_Recorded data_
^^^^^^^^^^^^^^^^
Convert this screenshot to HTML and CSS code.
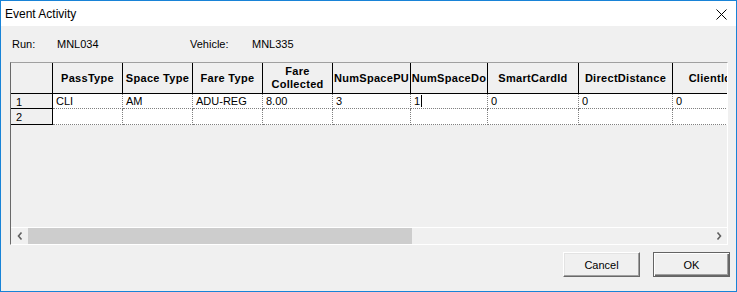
FILE: index.html
```html
<!DOCTYPE html>
<html>
<head>
    <meta charset="UTF-8">
    <title>Event Activity</title>
    <link rel="stylesheet" href="styles.css">
</head>
<body>
    <div class="window">
        <div class="titlebar">
            <span class="title">Event Activity</span>
            <svg class="close" width="11" height="11" viewBox="0 0 11 11">
                <path d="M0.5 0.5 L10.5 10.5 M10.5 0.5 L0.5 10.5" stroke="#000" stroke-width="1" fill="none"/>
            </svg>
        </div>
        <div class="content">
            <div class="info">
                <span class="run-label">Run:</span>
                <span class="run-value">MNL034</span>
                <span class="vehicle-label">Vehicle:</span>
                <span>MNL335</span>
            </div>
            <div class="grid">
                <div class="cells">
                    <div class="hd"></div>
                    <div class="hd">PassType</div>
                    <div class="hd">Space Type</div>
                    <div class="hd">Fare Type</div>
                    <div class="hd">Fare<br>Collected</div>
                    <div class="hd">NumSpacePU</div>
                    <div class="hd">NumSpaceDo</div>
                    <div class="hd">SmartCardId</div>
                    <div class="hd">DirectDistance</div>
                    <div class="hd">ClientId</div>

                    <div class="rh">1</div>
                    <div class="td">CLI</div>
                    <div class="td">AM</div>
                    <div class="td">ADU-REG</div>
                    <div class="td">8.00</div>
                    <div class="td">3</div>
                    <div class="td">1<span class="caret"></span></div>
                    <div class="td">0</div>
                    <div class="td">0</div>
                    <div class="td">0</div>

                    <div class="rh">2</div>
                    <div class="td"></div>
                    <div class="td"></div>
                    <div class="td"></div>
                    <div class="td"></div>
                    <div class="td"></div>
                    <div class="td"></div>
                    <div class="td"></div>
                    <div class="td"></div>
                    <div class="td"></div>
                </div>
                <div class="hscroll">
                    <div class="sb-btn">
                        <svg width="6" height="8" viewBox="0 0 6 8">
                            <path d="M4.5 0.5 L1.5 4 L4.5 7.5" stroke="#606060" stroke-width="1.6" fill="none"/>
                        </svg>
                    </div>
                    <div class="sb-thumb"></div>
                    <div class="sb-track"></div>
                    <div class="sb-btn">
                        <svg width="6" height="8" viewBox="0 0 6 8">
                            <path d="M1.5 0.5 L4.5 4 L1.5 7.5" stroke="#606060" stroke-width="1.6" fill="none"/>
                        </svg>
                    </div>
                </div>
            </div>
            <div class="buttons">
                <button class="btn">Cancel</button>
                <button class="btn default">OK</button>
            </div>
        </div>
    </div>
</body>
</html>
```

FILE: styles.css
```css
body {
    margin: 0;
    font-family: "Liberation Sans", Arial, sans-serif;
    font-size: 11px;
    color: #000;
}

.window {
    width: 737px;
    height: 292px;
    box-sizing: border-box;
    border: 1px solid #1883d7;
    background: #f0f0f0;
    display: flex;
    flex-direction: column;
}

.titlebar {
    height: 25px;
    background: #fff;
    display: flex;
    align-items: center;
    justify-content: space-between;
    padding: 0 9px 0 4px;
}

.title {
    font-size: 12px;
}

.close {
    display: block;
    margin-top: 1px;
}

.content {
    flex: 1;
    display: flex;
    flex-direction: column;
}

.info {
    height: 36px;
    display: flex;
    align-items: center;
    padding-left: 11px;
}

.run-label {
    width: 45px;
}

.run-value {
    width: 133px;
}

.vehicle-label {
    width: 62px;
}

.grid {
    margin-left: 9px;
    width: 718px;
    height: 183px;
    box-sizing: border-box;
    border: 1px solid;
    border-color: #a0a0a0 #fff #fff #696969;
    display: flex;
    flex-direction: column;
}

.cells {
    flex: 1;
    display: grid;
    grid-template-columns: 42px 70px 70px 70px 70px 78px 77px 91px 94px 75px;
    grid-template-rows: 31px 15px 16px;
    align-content: start;
    overflow: hidden;
}

.hd {
    box-sizing: border-box;
    background: #f0f0f0;
    border-right: 1px solid #000;
    border-bottom: 1px solid #000;
    font-weight: bold;
    letter-spacing: 0.3px;
    line-height: 13px;
    display: flex;
    align-items: center;
    justify-content: center;
    text-align: center;
    white-space: nowrap;
    overflow: hidden;
}

.rh {
    box-sizing: border-box;
    background: #f0f0f0;
    border-right: 1px solid #000;
    border-bottom: 1px solid #000;
    padding: 1px 0 0 5px;
    line-height: 14px;
}

.td {
    box-sizing: border-box;
    background: #fff;
    border-right: 1px dotted #808080;
    border-bottom: 1px dotted #808080;
    padding: 0 0 0 3px;
    line-height: 14px;
    white-space: nowrap;
    overflow: hidden;
}

.caret {
    display: inline-block;
    width: 1px;
    height: 12px;
    background: #000;
    margin-left: 1px;
    vertical-align: -2px;
}

.hscroll {
    height: 17px;
    box-sizing: border-box;
    border-top: 1px solid #fff;
    display: flex;
}

.sb-btn {
    width: 17px;
    display: flex;
    align-items: center;
    justify-content: center;
}

.sb-thumb {
    width: 384px;
    background: #cdcdcd;
}

.sb-track {
    flex: 1;
}

.buttons {
    margin-top: 7px;
    padding-right: 6px;
    display: flex;
    justify-content: flex-end;
    gap: 13px;
}

.btn {
    width: 77px;
    height: 25px;
    box-sizing: border-box;
    background: #f0f0f0;
    border: 1px solid;
    border-color: #fff #696969 #696969 #fff;
    box-shadow: inset -1px -1px #a0a0a0, inset 1px 1px #e3e3e3;
    font-family: "Liberation Sans", Arial, sans-serif;
    font-size: 11px;
    color: #000;
    padding: 0;
}

.btn.default {
    border-color: #646464;
    box-shadow: inset 1px 1px #fff, inset -1px -1px #696969, inset -2px -2px #a0a0a0;
}
```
^^^^^^^^^^^^^^^^
_What the task requires_
Quote the data above in full and without alteration; skip the pictures.

_Result_
Convert this screenshot to HTML and CSS code.
FILE: index.html
```html
<!DOCTYPE html>
<html>
<head>
    <meta charset="UTF-8">
    <title>Event Activity</title>
    <link rel="stylesheet" href="styles.css">
</head>
<body>
    <div class="window">
        <div class="titlebar">
            <span class="title">Event Activity</span>
            <svg class="close" width="11" height="11" viewBox="0 0 11 11">
                <path d="M0.5 0.5 L10.5 10.5 M10.5 0.5 L0.5 10.5" stroke="#000" stroke-width="1" fill="none"/>
            </svg>
        </div>
        <div class="content">
            <div class="info">
                <span class="run-label">Run:</span>
                <span class="run-value">MNL034</span>
                <span class="vehicle-label">Vehicle:</span>
                <span>MNL335</span>
            </div>
            <div class="grid">
                <div class="cells">
                    <div class="hd"></div>
                    <div class="hd">PassType</div>
                    <div class="hd">Space Type</div>
                    <div class="hd">Fare Type</div>
                    <div class="hd">Fare<br>Collected</div>
                    <div class="hd">NumSpacePU</div>
                    <div class="hd">NumSpaceDo</div>
                    <div class="hd">SmartCardId</div>
                    <div class="hd">DirectDistance</div>
                    <div class="hd">ClientId</div>

                    <div class="rh">1</div>
                    <div class="td">CLI</div>
                    <div class="td">AM</div>
                    <div class="td">ADU-REG</div>
                    <div class="td">8.00</div>
                    <div class="td">3</div>
                    <div class="td">1<span class="caret"></span></div>
                    <div class="td">0</div>
                    <div class="td">0</div>
                    <div class="td">0</div>

                    <div class="rh">2</div>
                    <div class="td"></div>
                    <div class="td"></div>
                    <div class="td"></div>
                    <div class="td"></div>
                    <div class="td"></div>
                    <div class="td"></div>
                    <div class="td"></div>
                    <div class="td"></div>
                    <div class="td"></div>
                </div>
                <div class="hscroll">
                    <div class="sb-btn">
                        <svg width="6" height="8" viewBox="0 0 6 8">
                            <path d="M4.5 0.5 L1.5 4 L4.5 7.5" stroke="#606060" stroke-width="1.6" fill="none"/>
                        </svg>
                    </div>
                    <div class="sb-thumb"></div>
                    <div class="sb-track"></div>
                    <div class="sb-btn">
                        <svg width="6" height="8" viewBox="0 0 6 8">
                            <path d="M1.5 0.5 L4.5 4 L1.5 7.5" stroke="#606060" stroke-width="1.6" fill="none"/>
                        </svg>
                    </div>
                </div>
            </div>
            <div class="buttons">
                <button class="btn">Cancel</button>
                <button class="btn default">OK</button>
            </div>
        </div>
    </div>
</body>
</html>
```

FILE: styles.css
```css
body {
    margin: 0;
    font-family: "Liberation Sans", Arial, sans-serif;
    font-size: 11px;
    color: #000;
}

.window {
    width: 737px;
    height: 292px;
    box-sizing: border-box;
    border: 1px solid #1883d7;
    background: #f0f0f0;
    display: flex;
    flex-direction: column;
}

.titlebar {
    height: 25px;
    background: #fff;
    display: flex;
    align-items: center;
    justify-content: space-between;
    padding: 0 9px 0 4px;
}

.title {
    font-size: 12px;
}

.close {
    display: block;
    margin-top: 1px;
}

.content {
    flex: 1;
    display: flex;
    flex-direction: column;
}

.info {
    height: 36px;
    display: flex;
    align-items: center;
    padding-left: 11px;
}

.run-label {
    width: 45px;
}

.run-value {
    width: 133px;
}

.vehicle-label {
    width: 62px;
}

.grid {
    margin-left: 9px;
    width: 718px;
    height: 183px;
    box-sizing: border-box;
    border: 1px solid;
    border-color: #a0a0a0 #fff #fff #696969;
    display: flex;
    flex-direction: column;
}

.cells {
    flex: 1;
    display: grid;
    grid-template-columns: 42px 70px 70px 70px 70px 78px 77px 91px 94px 75px;
    grid-template-rows: 31px 15px 16px;
    align-content: start;
    overflow: hidden;
}

.hd {
    box-sizing: border-box;
    background: #f0f0f0;
    border-right: 1px solid #000;
    border-bottom: 1px solid #000;
    font-weight: bold;
    letter-spacing: 0.3px;
    line-height: 13px;
    display: flex;
    align-items: center;
    justify-content: center;
    text-align: center;
    white-space: nowrap;
    overflow: hidden;
}

.rh {
    box-sizing: border-box;
    background: #f0f0f0;
    border-right: 1px solid #000;
    border-bottom: 1px solid #000;
    padding: 1px 0 0 5px;
    line-height: 14px;
}

.td {
    box-sizing: border-box;
    background: #fff;
    border-right: 1px dotted #808080;
    border-bottom: 1px dotted #808080;
    padding: 0 0 0 3px;
    line-height: 14px;
    white-space: nowrap;
    overflow: hidden;
}

.caret {
    display: inline-block;
    width: 1px;
    height: 12px;
    background: #000;
    margin-left: 1px;
    vertical-align: -2px;
}

.hscroll {
    height: 17px;
    box-sizing: border-box;
    border-top: 1px solid #fff;
    display: flex;
}

.sb-btn {
    width: 17px;
    display: flex;
    align-items: center;
    justify-content: center;
}

.sb-thumb {
    width: 384px;
    background: #cdcdcd;
}

.sb-track {
    flex: 1;
}

.buttons {
    margin-top: 7px;
    padding-right: 6px;
    display: flex;
    justify-content: flex-end;
    gap: 13px;
}

.btn {
    width: 77px;
    height: 25px;
    box-sizing: border-box;
    background: #f0f0f0;
    border: 1px solid;
    border-color: #fff #696969 #696969 #fff;
    box-shadow: inset -1px -1px #a0a0a0, inset 1px 1px #e3e3e3;
    font-family: "Liberation Sans", Arial, sans-serif;
    font-size: 11px;
    color: #000;
    padding: 0;
}

.btn.default {
    border-color: #646464;
    box-shadow: inset 1px 1px #fff, inset -1px -1px #696969, inset -2px -2px #a0a0a0;
}
```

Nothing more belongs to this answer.